Soon, she was teaching classes under the name:
“Flirt Like Nobody’s Watching™”
(Because if they are, you’ve already succeeded.)
Her students, affectionately known as “The Fling Flock,” learn core skills such as:
- Eye Contact with Jazz Fingers
- Expressing Romantic Confusion Through Elbow Waves
- Seductive Twirling While Holding a Burrito
Workshops have sold out across five community centers and one yoga studio that thought they were booking a mindfulness speaker.


Frequently Asked Questions
Q: What if I have two left feet?
Mary: Good. More feet = more drama. Use them both.
Q: Do people take you seriously?
Mary: No. And that’s half the fun. Charm isn’t about being serious. It’s about being memorable.
Q: What if I fall mid-dance?
Mary: Say it was symbolic. Maybe your love collapsed under the weight of expectation. Then roll out of it into a breakdance spin.
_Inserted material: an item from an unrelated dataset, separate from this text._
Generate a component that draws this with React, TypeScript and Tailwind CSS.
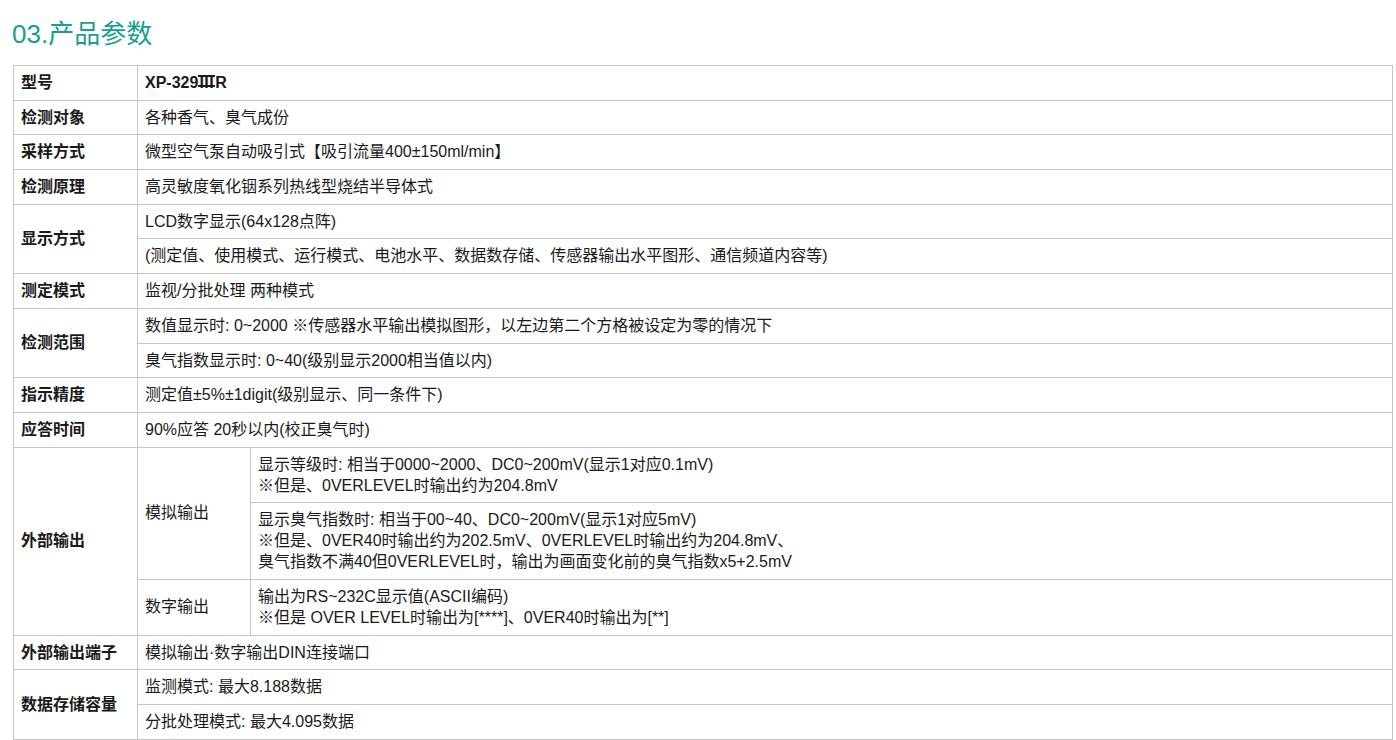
import React from "react";

const td = "border border-[#c6c6c6] px-[7px] pt-[6px] pb-[6.7px] align-middle";
const th = td + " font-bold";

function Roman3() {
  return (
    <span className="relative inline-block tracking-[0.5px] px-[1px]">
      III
      <span className="absolute left-0 right-0 top-[3px] h-[2px] bg-[#1a1a1a]" />
      <span className="absolute left-0 right-0 top-[12.5px] h-[2px] bg-[#1a1a1a]" />
    </span>
  );
}

export default function App() {
  return (
    <div
      className="w-[1396px] h-[740px] bg-white overflow-hidden text-[#1a1a1a]"
      style={{ fontFamily: '"Liberation Sans", "Noto Sans CJK SC", sans-serif' }}
    >
      <h2 className="pl-[12px] pt-[16px] h-[65px] text-[26px] leading-[36px] text-[#17a08b]">03.产品参数</h2>
      <table className="ml-[13px] w-[1380px] border-collapse text-[16px] leading-[21px] table-fixed">
        <colgroup>
          <col className="w-[124px]" />
          <col className="w-[113px]" />
          <col />
        </colgroup>
        <tbody>
          <tr>
            <td className={th}>型号</td>
            <td className={th} colSpan={2}>
              XP-329<Roman3 />R
            </td>
          </tr>
          <tr>
            <td className={th}>检测对象</td>
            <td className={td} colSpan={2}>各种香气、臭气成份</td>
          </tr>
          <tr>
            <td className={th}>采样方式</td>
            <td className={td} colSpan={2}>微型空气泵自动吸引式【吸引流量400±150ml/min】</td>
          </tr>
          <tr>
            <td className={th}>检测原理</td>
            <td className={td} colSpan={2}>高灵敏度氧化铟系列热线型烧结半导体式</td>
          </tr>
          <tr>
            <td className={th} rowSpan={2}>显示方式</td>
            <td className={td} colSpan={2}>LCD数字显示(64x128点阵)</td>
          </tr>
          <tr>
            <td className={td} colSpan={2}>(测定值、使用模式、运行模式、电池水平、数据数存储、传感器输出水平图形、通信频道内容等)</td>
          </tr>
          <tr>
            <td className={th}>测定模式</td>
            <td className={td} colSpan={2}>监视/分批处理 两种模式</td>
          </tr>
          <tr>
            <td className={th} rowSpan={2}>检测范围</td>
            <td className={td} colSpan={2}>数值显示时: 0~2000 ※传感器水平输出模拟图形，以左边第二个方格被设定为零的情况下</td>
          </tr>
          <tr>
            <td className={td} colSpan={2}>臭气指数显示时: 0~40(级别显示2000相当值以内)</td>
          </tr>
          <tr>
            <td className={th}>指示精度</td>
            <td className={td} colSpan={2}>测定值±5%±1digit(级别显示、同一条件下)</td>
          </tr>
          <tr>
            <td className={th}>应答时间</td>
            <td className={td} colSpan={2}>90%应答 20秒以内(校正臭气时)</td>
          </tr>
          <tr>
            <td className={th} rowSpan={3}>外部输出</td>
            <td className={td} rowSpan={2}>模拟输出</td>
            <td className={td}>
              显示等级时: 相当于0000~2000、DC0~200mV(显示1对应0.1mV)
              <br />
              ※但是、0VERLEVEL时输出约为204.8mV
            </td>
          </tr>
          <tr>
            <td className={td}>
              显示臭气指数时: 相当于00~40、DC0~200mV(显示1对应5mV)
              <br />
              ※但是、0VER40时输出约为202.5mV、0VERLEVEL时输出约为204.8mV、
              <br />
              臭气指数不满40但0VERLEVEL时，输出为画面变化前的臭气指数x5+2.5mV
            </td>
          </tr>
          <tr>
            <td className={td}>数字输出</td>
            <td className={td}>
              输出为RS~232C显示值(ASCII编码)
              <br />
              ※但是 OVER LEVEL时输出为[****]、0VER40时输出为[**]
            </td>
          </tr>
          <tr>
            <td className={th}>外部输出端子</td>
            <td className={td} colSpan={2}>模拟输出·数字输出DIN连接端口</td>
          </tr>
          <tr>
            <td className={th} rowSpan={2}>数据存储容量</td>
            <td className={td} colSpan={2}>监测模式: 最大8.188数据</td>
          </tr>
          <tr>
            <td className={td} colSpan={2}>分批处理模式: 最大4.095数据</td>
          </tr>
        </tbody>
      </table>
    </div>
  );
}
Q: Can I flirt this way on a first date?
Mary: Only if they have snacks ready and a flexible sense of reality.




Final Thoughts: Dance Like You Love Out Loud
Mary the Snowwolf has never been what society might call “normal.” But she’s authentic, unforgettable, and fully committed to expressing her inner chaos through movement.
In a world full of dating apps, filtered photos, and passive-aggressive texting, Mary’s guide is a reminder that flirting should be fun, weird, and ideally full of windmill arms.
So the next time you feel the spark, but the words won’t come—don’t panic.
Just stand up, strike a pose, and express your feelings through the universal language of dramatic interpretive flailing.
Will it work?
Who knows.
But you’ll leave an impression.
And maybe—just maybe—someone will join you in the dance.